Apabila jumlah wisman mengacu dengan Singapura yang wismannya 20 juta orang per tahun padahal wilayahnya jauh lebih kecil dari Bali, juga Thailand dan Malaysia yang kunjungannya jauh melampaui Bali, maka perlu dikaji dan masalahnya bukan pada jumlah.
Ida Rsi mengatakan permasalahan pariwisata yang terjadi di Bali tidak lepas dari persoalan manajemen (pengaturan), infrastruktur (jalan dan parkir), konsentrasi atau persebaran, antipati karena orang Bali mulai kecewa dengan pariwisata hingga ekspektasi yang berlebih dari masyarakat terhadap pariwisata.

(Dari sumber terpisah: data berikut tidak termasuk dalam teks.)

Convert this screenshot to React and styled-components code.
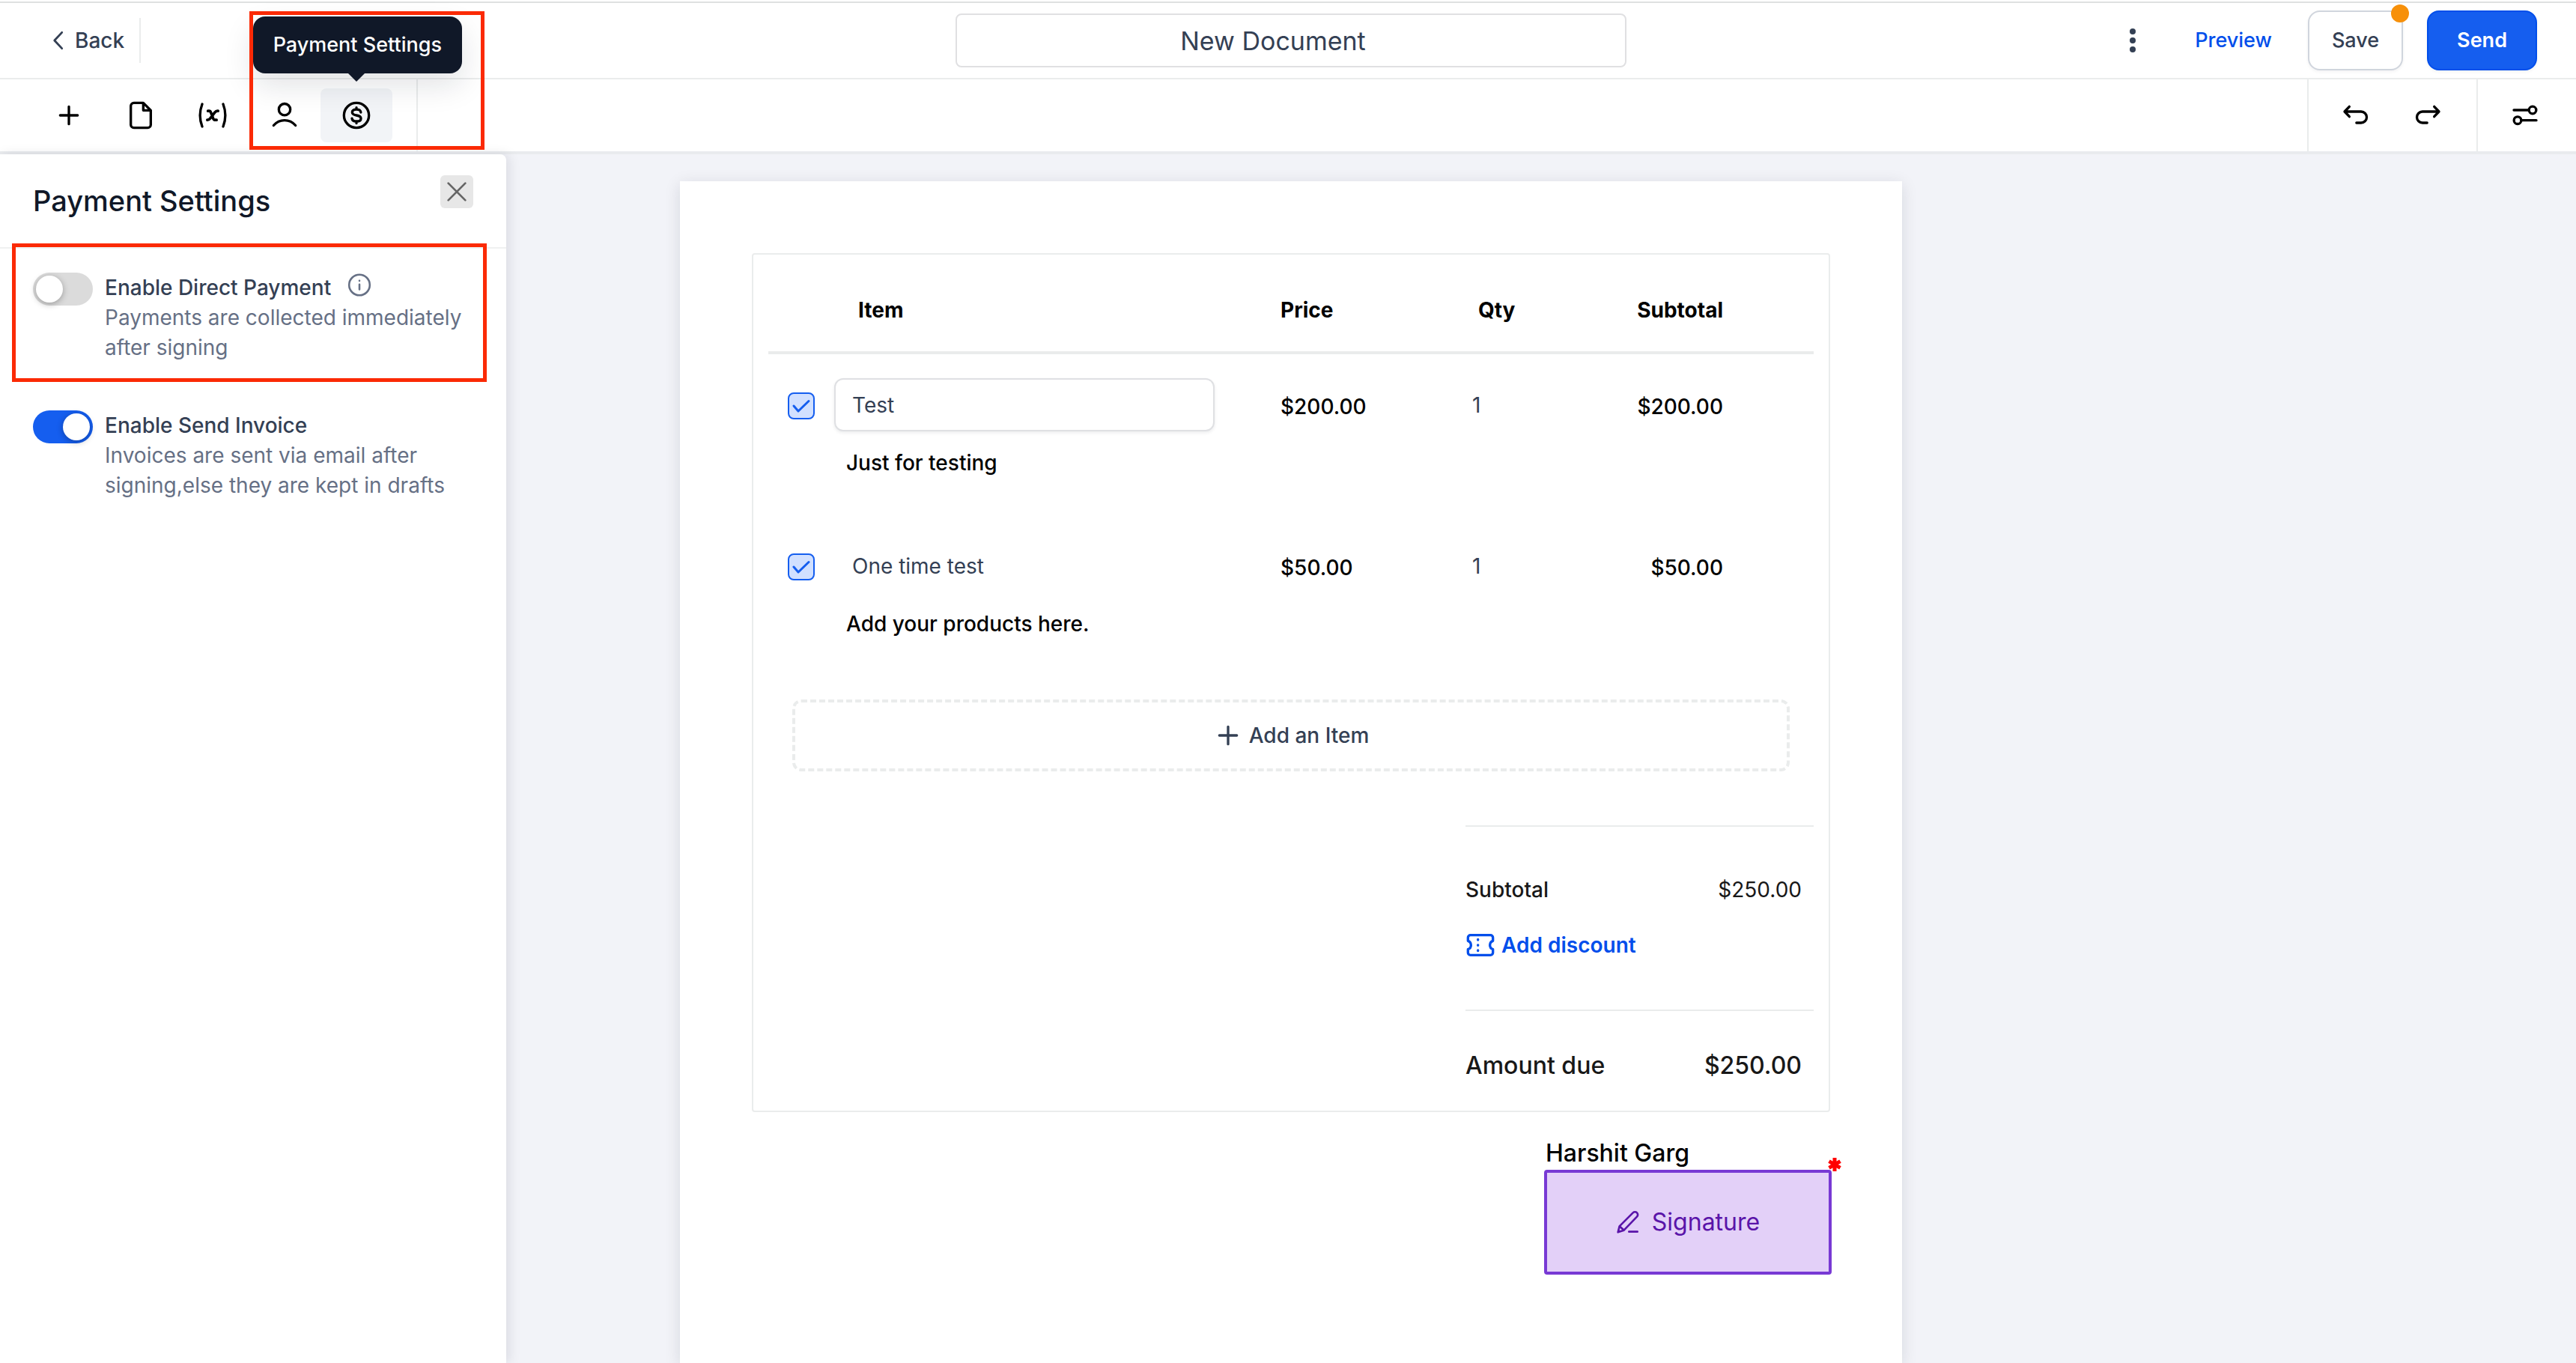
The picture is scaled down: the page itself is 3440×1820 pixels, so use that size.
import React, { useState } from 'react';
import styled, { createGlobalStyle, css } from 'styled-components';

const GlobalStyle = createGlobalStyle`
  * {
    box-sizing: border-box;
  }

  body {
    margin: 0;
    background: #ffffff;
    font-family: Inter, 'Liberation Sans', sans-serif;
    font-size: 28px;
    line-height: 40px;
    color: #344054;
  }

  button, input {
    font: inherit;
    color: inherit;
  }

  button {
    padding: 0;
    border: 0;
    background: none;
    cursor: pointer;
  }
`;

const Page = styled.div`
  display: flex;
  flex-direction: column;
  min-height: 100vh;
  padding-top: 2px;
`;

const TopBar = styled.header`
  display: grid;
  grid-template-columns: 1fr 896px 1fr;
  align-items: center;
  height: 104px;
  padding: 0 52px 0 60px;
  background: #ffffff;
  border-top: 2px solid #dfe1e1;
  border-bottom: 2px solid #eaecec;
`;

const BackButton = styled.button`
  display: flex;
  align-items: center;
  justify-self: start;
  gap: 6px;
  height: 60px;
  padding-right: 20px;
  border-right: 2px solid #eaecec;
  font-weight: 500;
`;

const TitleInput = styled.input`
  width: 100%;
  height: 72px;
  padding: 0 48px 0 0;
  border: 2px solid #e0e0e2;
  border-radius: 8px;
  font-size: 34px;
  text-align: center;
  outline: none;
`;

const TopActions = styled.div`
  display: flex;
  align-items: center;
  justify-content: flex-end;
  font-size: 27px;
`;

const MenuButton = styled.button`
  display: flex;
  margin-right: 64px;
`;

const PreviewLink = styled.a`
  margin-right: 48px;
  color: #004eeb;
  font-weight: 500;
  text-decoration: none;
`;

const ActionButton = styled.button`
  position: relative;
  height: 80px;
  padding: 0 ${({ $primary }) => ($primary ? '38px' : '30px')};
  border: 2px solid ${({ $primary }) => ($primary ? '#004eeb' : '#d0d5dd')};
  border-radius: 16px;
  background: ${({ $primary }) => ($primary ? '#155eef' : '#ffffff')};
  color: ${({ $primary }) => ($primary ? '#ffffff' : '#344054')};
  font-weight: ${({ $primary }) => ($primary ? 600 : 500)};
  box-shadow: 0 2px 4px rgba(16, 24, 40, 0.05);

  & + & {
    margin-left: 32px;
  }
`;

const UnsavedDot = styled.span`
  position: absolute;
  top: -10px;
  right: -10px;
  width: 24px;
  height: 24px;
  border-radius: 50%;
  background: #f79009;
`;

const ToolBar = styled.nav`
  display: flex;
  justify-content: space-between;
  height: 100px;
  background: #ffffff;
  border-bottom: 4px solid #e9ebee;
`;

const ToolGroup = styled.div`
  display: flex;
  align-items: center;
  height: 96px;
  padding: ${({ $padding }) => $padding};

  ${({ $line }) => $line === 'right' && css`border-right: 2px solid #eaecec;`}
  ${({ $line }) => $line === 'left' && css`border-left: 2px solid #eaecec;`}
`;

const ToolButton = styled.button`
  position: relative;
  display: flex;
  align-items: center;
  justify-content: center;
  width: 96px;
  height: 72px;
  border-radius: 8px;
  background: ${({ $active }) => ($active ? '#f2f4f7' : 'transparent')};
  color: #000000;
`;

const Tooltip = styled.span`
  position: absolute;
  right: -93px;
  bottom: 92px;
  z-index: 3;
  padding: 18px 27px;
  border-radius: 16px;
  background: #101828;
  color: #ffffff;
  font-size: 27px;
  font-weight: 500;
  white-space: nowrap;
  box-shadow: 0 16px 40px rgba(16, 24, 40, 0.12);

  &::after {
    content: '';
    position: absolute;
    right: 130px;
    top: 100%;
    border: 11px solid transparent;
    border-top-color: #101828;
    border-bottom: 0;
  }
`;

const Tools = styled.div`
  position: relative;
`;

const ToolsMark = styled.div`
  position: absolute;
  top: -91px;
  left: 333px;
  z-index: 4;
  width: 314px;
  height: 185px;
  border: 5px solid #fb2a05;
  pointer-events: none;
`;

const Workspace = styled.div`
  display: grid;
  grid-template-columns: 676px 1fr;
  flex: 1;
  background: #f2f3f8;
`;

const SidePanel = styled.aside`
  background: #ffffff;
  border-top-right-radius: 8px;
  box-shadow: 4px 0 16px rgba(16, 24, 40, 0.1);
`;

const PanelHeader = styled.div`
  display: flex;
  align-items: flex-start;
  justify-content: space-between;
  height: 126px;
  padding: 28px 44px 0;
  border-bottom: 2px solid #f0f1f1;
`;

const PanelTitle = styled.h2`
  margin: 10px 0 0;
  color: #101828;
  font-size: 38px;
  line-height: 48px;
  font-weight: 500;
`;

const CloseButton = styled.button`
  display: flex;
  align-items: center;
  justify-content: center;
  width: 44px;
  height: 44px;
  border-radius: 6px;
  background: #e7e7e7;
  color: #666666;
`;

const SettingRow = styled.div`
  position: relative;
  display: flex;
  gap: 16px;
  padding: ${({ $first }) => ($first ? '32px' : '64px')} 36px 0 44px;
`;

const RowMark = styled.div`
  position: absolute;
  top: -7px;
  left: 16px;
  right: 26px;
  height: 185px;
  border: 5px solid #fb2a05;
  pointer-events: none;
`;

const Switch = styled.input`
  appearance: none;
  flex: none;
  width: 80px;
  height: 44px;
  margin: 0;
  padding: 4px;
  border-radius: 22px;
  background: #dbdbdb;
  cursor: pointer;

  &::before {
    content: '';
    display: block;
    width: 36px;
    height: 36px;
    border-radius: 50%;
    background: #ffffff;
    box-shadow: 0 2px 8px rgba(0, 0, 0, 0.3);
  }

  &:checked {
    background: #155eef;
  }

  &:checked::before {
    margin-left: auto;
  }
`;

const SettingHead = styled.div`
  display: flex;
  gap: 20px;
  height: 40px;
`;

const SettingLabel = styled.label`
  font-weight: 500;
`;

const SettingText = styled.p`
  margin: 0;
  color: #667085;
`;

const Canvas = styled.main`
  display: flex;
  justify-content: center;
  padding: 36px 668px 0 0;
`;

const Sheet = styled.section`
  width: 1632px;
  padding: 96px;
  background: #ffffff;
  box-shadow: 0 4px 20px rgba(16, 24, 40, 0.12);
`;

const InvoiceBlock = styled.div`
  padding: 0 20px 38px;
  border: 2px solid #eaecec;
  border-radius: 4px;
`;

const ItemTable = styled.table`
  width: 100%;
  border-collapse: separate;
  border-spacing: 0;
  table-layout: fixed;
  color: #000000;

  th {
    padding: 54px 0 35px;
    border-bottom: 4px solid #eaecec;
    font-weight: 700;
    text-align: left;
  }

  td {
    height: 215px;
    padding: 32px 0 0;
    vertical-align: top;
  }
`;

const HeadCell = styled.th`
  && {
    padding-left: ${({ $indent }) => $indent || 0}px;
    padding-right: ${({ $end }) => ($end ? 121 : 0)}px;
    text-align: ${({ $end }) => ($end ? 'right' : 'left')};
  }
`;

const CheckCell = styled.td`
  && {
    padding: 51px 0 0 26px;
  }
`;

const Check = styled.input`
  appearance: none;
  display: block;
  width: 36px;
  height: 36px;
  margin: 0;
  border: 2px solid #155eef;
  border-radius: 8px;
  background: #d1e0ff url("data:image/svg+xml,%3Csvg xmlns='http://www.w3.org/2000/svg' viewBox='0 0 32 32' fill='none' stroke='%23155eef' stroke-width='3' stroke-linecap='round' stroke-linejoin='round'%3E%3Cpath d='M6 16l6 7L26 9.500'/%3E%3C/svg%3E") center / 100% no-repeat;
`;

const ItemInput = styled.input`
  display: block;
  width: 508px;
  height: 71px;
  padding: 0 22px;
  border: 2px solid ${({ $boxed }) => ($boxed ? '#dfe0e3' : 'transparent')};
  border-radius: 12px;
  background: #ffffff;
  color: #344054;
  box-shadow: ${({ $boxed }) => ($boxed ? '0 2px 4px rgba(16, 24, 40, 0.08)' : 'none')};
  outline: none;
`;

const ItemNote = styled.div`
  padding: 22px 0 0 16px;
  font-weight: 500;
`;

const Money = styled.div`
  padding: 18px ${({ $end }) => ($end ? 121 : 0)}px 0 0;
  font-weight: 500;
  text-align: ${({ $end }) => ($end ? 'right' : 'left')};
`;

const QtyInput = styled.input`
  display: block;
  width: 120px;
  height: 71px;
  padding: 0;
  border: 0;
  background: none;
  color: #344054;
  outline: none;
`;

const AddItem = styled.button`
  display: flex;
  align-items: center;
  justify-content: center;
  gap: 8px;
  width: calc(100% - 64px);
  height: 96px;
  margin: 31px 32px 72px;
  border: 4px dashed #eaecec;
  border-radius: 12px;
  font-weight: 500;
`;

const Totals = styled.div`
  width: 465px;
  margin-left: auto;
  color: #181818;
`;

const TotalGroup = styled.div`
  display: flex;
  flex-direction: column;
  gap: 34px;
  padding: ${({ $due }) => ($due ? '51px 16px 0 0' : '64px 16px 66px 0')};
  border-top: 2px solid #eaecec;
  font-size: ${({ $due }) => ($due ? '32px' : '28px')};
  font-weight: 500;
`;

const TotalRow = styled.div`
  display: flex;
  justify-content: space-between;
  line-height: ${({ $due }) => ($due ? '44px' : '40px')};
`;

const TotalValue = styled.span`
  font-weight: ${({ $due }) => ($due ? 500 : 400)};
`;

const DiscountButton = styled.button`
  display: flex;
  align-items: center;
  gap: 8px;
  color: #004eeb;
  font-weight: 600;
`;

const SignField = styled.div`
  width: 384px;
  margin: 32px -2px 0 auto;
`;

const SignerName = styled.div`
  padding-left: 2px;
  color: #000000;
  font-size: 32px;
  line-height: 45px;
  font-weight: 500;
`;

const SignButton = styled.button`
  position: relative;
  display: flex;
  align-items: center;
  justify-content: center;
  gap: 16px;
  width: 100%;
  height: 140px;
  border: 4px solid #7839d4;
  border-radius: 4px;
  background: #e3d0f8;
  color: #5a14a9;
  font-size: 32px;
`;

const RequiredMark = styled.svg`
  position: absolute;
  top: -20px;
  right: -17px;
  width: 18px;
  height: 18px;
  stroke: #ff0000;
  stroke-width: 5;
`;

const Icon = ({ size = 40, stroke = 2, children }) => (
  <svg
    width={size}
    height={size}
    viewBox="0 0 24 24"
    fill="none"
    stroke="currentColor"
    strokeWidth={stroke}
    strokeLinecap="round"
    strokeLinejoin="round"
    aria-hidden="true"
  >
    {children}
  </svg>
);

const PlusIcon = () => (
  <Icon><path d="M12 5v14M5 12h14" /></Icon>
);

const FileIcon = () => (
  <Icon><path d="M14 2H6.500A2.500 2.500 0 0 0 4 4.500v15A2.500 2.500 0 0 0 6.500 22h11a2.500 2.500 0 0 0 2.500-2.500V8zM14 2v6h6" /></Icon>
);

const VariableIcon = () => (
  <Icon>
    <path d="M3.600 3C1.500 8.500 1.500 15.500 3.600 21M20.400 3c2.100 5.500 2.100 12.500 0 18" />
    <path strokeWidth="2.200" d="M8.200 8.500h.9c.8 0 1.200.4 1.400 1l1.900 5c.3.700.8 1.200 1.600 1.200h1.100M16.300 8.500c-1.100-.2-1.900.3-2.600 1.200l-3.700 4.800c-.7.900-1.400 1.300-2.300 1.200" />
  </Icon>
);

const UserIcon = () => (
  <Icon><circle cx="12" cy="7.300" r="4.600" /><path d="M3.200 20.100c2.300-2.600 5.300-4.100 8.800-4.100s6.500 1.500 8.800 4.100" /></Icon>
);

const DollarIcon = () => (
  <Icon>
    <circle cx="12" cy="12" r="10" />
    <path d="M15.500 9.600c-.2-1.500-1.500-2.300-3.500-2.300s-3.400.8-3.400 2.300 1.200 2 3.400 2.400 3.600 1 3.600 2.500-1.500 2.300-3.600 2.300-3.400-.8-3.600-2.300M12 5.800v1.400M12 16.900v1.400" />
  </Icon>
);

const initialItems = [
  { id: 1, name: 'Test', note: 'Just for testing', price: '$200.00', qty: 1, subtotal: '$200.00', boxed: true },
  { id: 2, name: 'One time test', note: 'Add your products here.', price: '$50.00', qty: 1, subtotal: '$50.00' },
];

const App = () => {

  const [title, setTitle] = useState('New Document');
  const [items, setItems] = useState(initialItems);

  const handleChangeItem = (id, field, value) => {
    setItems(items.map((row) => (row.id === id ? { ...row, [field]: value } : row)));
  };

  return (
    <Page>
      <GlobalStyle />

      <TopBar>
        <BackButton>
          <Icon size={34}><path d="M16 4.500L9 12l7 7.500" /></Icon>
          Back
        </BackButton>
        <TitleInput aria-label="Document title" value={title} onChange={(e) => setTitle(e.target.value)} />
        <TopActions>
          <MenuButton aria-label="More">
            <svg width="38" height="38" viewBox="0 0 38 38" fill="#344054">
              <circle cx="19" cy="7" r="4" />
              <circle cx="19" cy="19" r="4" />
              <circle cx="19" cy="31" r="4" />
            </svg>
          </MenuButton>
          <PreviewLink href="#preview">Preview</PreviewLink>
          <ActionButton>Save<UnsavedDot /></ActionButton>
          <ActionButton $primary>Send</ActionButton>
        </TopActions>
      </TopBar>

      <ToolBar>
        <Tools>
          <ToolGroup $padding="0 32px 0 44px" $line="right">
            <ToolButton aria-label="Add"><PlusIcon /></ToolButton>
            <ToolButton aria-label="Pages"><FileIcon /></ToolButton>
            <ToolButton aria-label="Variables"><VariableIcon /></ToolButton>
            <ToolButton aria-label="Recipients"><UserIcon /></ToolButton>
            <ToolButton aria-label="Payments" $active>
              <DollarIcon />
              <Tooltip role="tooltip">Payment Settings</Tooltip>
            </ToolButton>
          </ToolGroup>
          <ToolsMark />
        </Tools>
        <ToolGroup>
          <ToolGroup $padding="0 17px 0 15px" $line="left">
            <ToolButton aria-label="Undo">
              <Icon><path d="M6.800 5L3 9l3.800 4M3 9h13.200a4.500 4.500 0 0 1 0 9h-3.700" /></Icon>
            </ToolButton>
            <ToolButton aria-label="Redo">
              <Icon><path d="M17.200 5L21 9l-3.800 4M21 9H7.800a4.500 4.500 0 0 0 0 9h3.700" /></Icon>
            </ToolButton>
          </ToolGroup>
          <ToolGroup $padding="0 20px 0 15px" $line="left">
            <ToolButton aria-label="Document settings">
              <Icon><circle cx="18" cy="7.800" r="2.900" /><circle cx="6" cy="16" r="2.900" /><path d="M3 7.800h12M9 16h12" /></Icon>
            </ToolButton>
          </ToolGroup>
        </ToolGroup>
      </ToolBar>

      <Workspace>
        <SidePanel>
          <PanelHeader>
            <PanelTitle>Payment Settings</PanelTitle>
            <CloseButton aria-label="Close">
              <Icon size={32}><path d="M3.500 3.500l17 17M20.500 3.500l-17 17" /></Icon>
            </CloseButton>
          </PanelHeader>
          <SettingRow $first>
            <RowMark />
            <Switch type="checkbox" id="direct" />
            <div>
              <SettingHead>
                <SettingLabel htmlFor="direct">Enable Direct Payment</SettingLabel>
                <Icon size={36} stroke={1.7}>
                  <g stroke="#667085"><circle cx="12" cy="11" r="9.200" /><path d="M12 10.500v4.500M12 7.200v.1" /></g>
                </Icon>
              </SettingHead>
              <SettingText>Payments are collected immediately after signing</SettingText>
            </div>
          </SettingRow>
          <SettingRow>
            <Switch type="checkbox" id="invoice" defaultChecked />
            <div>
              <SettingHead>
                <SettingLabel htmlFor="invoice">Enable Send Invoice</SettingLabel>
              </SettingHead>
              <SettingText>Invoices are sent via email after signing,else they are kept in drafts</SettingText>
            </div>
          </SettingRow>
        </SidePanel>

        <Canvas>
          <Sheet>
            <InvoiceBlock>
              <ItemTable>
                <colgroup>
                  <col width="88" />
                  <col width="596" />
                  <col width="256" />
                  <col width="180" />
                  <col />
                </colgroup>
                <thead>
                  <tr>
                    <HeadCell aria-label="Selected" />
                    <HeadCell $indent={32}>Item</HeadCell>
                    <HeadCell>Price</HeadCell>
                    <HeadCell $indent={8}>Qty</HeadCell>
                    <HeadCell $end>Subtotal</HeadCell>
                  </tr>
                </thead>
                <tbody>
                  {items.map((row) => (
                    <tr key={row.id}>
                      <CheckCell><Check type="checkbox" aria-label={row.name} defaultChecked /></CheckCell>
                      <td>
                        <ItemInput
                          $boxed={row.boxed}
                          aria-label="Item name"
                          value={row.name}
                          onChange={(e) => handleChangeItem(row.id, 'name', e.target.value)}
                        />
                        <ItemNote>{row.note}</ItemNote>
                      </td>
                      <td><Money>{row.price}</Money></td>
                      <td>
                        <QtyInput
                          aria-label="Quantity"
                          value={row.qty}
                          onChange={(e) => handleChangeItem(row.id, 'qty', e.target.value)}
                        />
                      </td>
                      <td><Money $end>{row.subtotal}</Money></td>
                    </tr>
                  ))}
                </tbody>
              </ItemTable>

              <AddItem><PlusIcon />Add an Item</AddItem>

              <Totals>
                <TotalGroup>
                  <TotalRow><span>Subtotal</span><TotalValue>$250.00</TotalValue></TotalRow>
                  <DiscountButton>
                    <Icon>
                      <path d="M4 4h16a2 2 0 0 1 2 2v2.600a3.600 3.600 0 0 0 0 6.800V18a2 2 0 0 1-2 2H4a2 2 0 0 1-2-2v-2.600a3.600 3.600 0 0 0 0-6.800V6a2 2 0 0 1 2-2z" />
                      <path d="M10 7.500v.3M10 11.900v.3M10 16.200v.3" />
                    </Icon>
                    Add discount
                  </DiscountButton>
                </TotalGroup>
                <TotalGroup $due>
                  <TotalRow $due><span>Amount due</span><TotalValue $due>$250.00</TotalValue></TotalRow>
                </TotalGroup>
              </Totals>
            </InvoiceBlock>

            <SignField>
              <SignerName>Harshit Garg</SignerName>
              <SignButton>
                <Icon size={32}>
                  <path d="M2 22l1.500-6L17 2.500a2.800 2.800 0 0 1 4 4L8 20zM3.500 16l4.500 4M13 21.500h8.500" />
                </Icon>
                Signature
                <RequiredMark viewBox="0 0 18 18" aria-label="Required">
                  <path d="M9 0v18M1.500 4.700l15 8.600M16.500 4.700l-15 8.600" />
                </RequiredMark>
              </SignButton>
            </SignField>
          </Sheet>
        </Canvas>
      </Workspace>
    </Page>
  );
};

export default App;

Akademisi Universitas Udayana Prof IB Wiyasa Putra mengingatkan persoalan pariwisata seperti kemacetan yang terjadi ini perlu diidentifikasi karena tidak terjadi secara permanen.
"Kemacetan hanya terjadi di jam tertentu dan ruas-ruas tertentu. Jadi tidak permanen. Oleh karena itu harus ada respons yang terstruktur dan profesional," ujar Prof Wiyasa juga mengingatkan ancaman fase chaos (kekacauan) dari sisi regulasi pariwisata.
Sementara itu Ketua NCPI Bali Agus Maha Usadha mengatakan dengan kunjungan wisman ke Bali pada 2023 sebesar 106 persen dari target, namun tantangan yang kian kompleks dan Bali cukup kaget tanpa persiapan infrastruktur.
"Bukan hanya soal kemacetan, sampah, juga banyaknya pungutan yang menjadi biaya tambahan bagi wisatawan. Saya berharap dari FGD ini dapat menjadi masukan kepada Penjabat Gubernur Bali apa yang bisa didukung bersama," ucapnya.
Tantowi Yahya yang juga Presiden Komisaris Kura Kura Bali mengatakan Bali sudah sangat berubah. Bali kini dihadapkan dengan kemacetan, polusi yang tinggi.
"Sekarang budaya Bali banyak sudah berubah. Seperti tarian Bali banyak yang sudah tidak diiringi gamelan langsung. Ruang terbuka hijau juga makin sedikit. Saya berharap Gubernur Bali ke depan memiliki kebijakan yang memang berpihak pada pariwisata berkelanjutan," ujar Tantowi.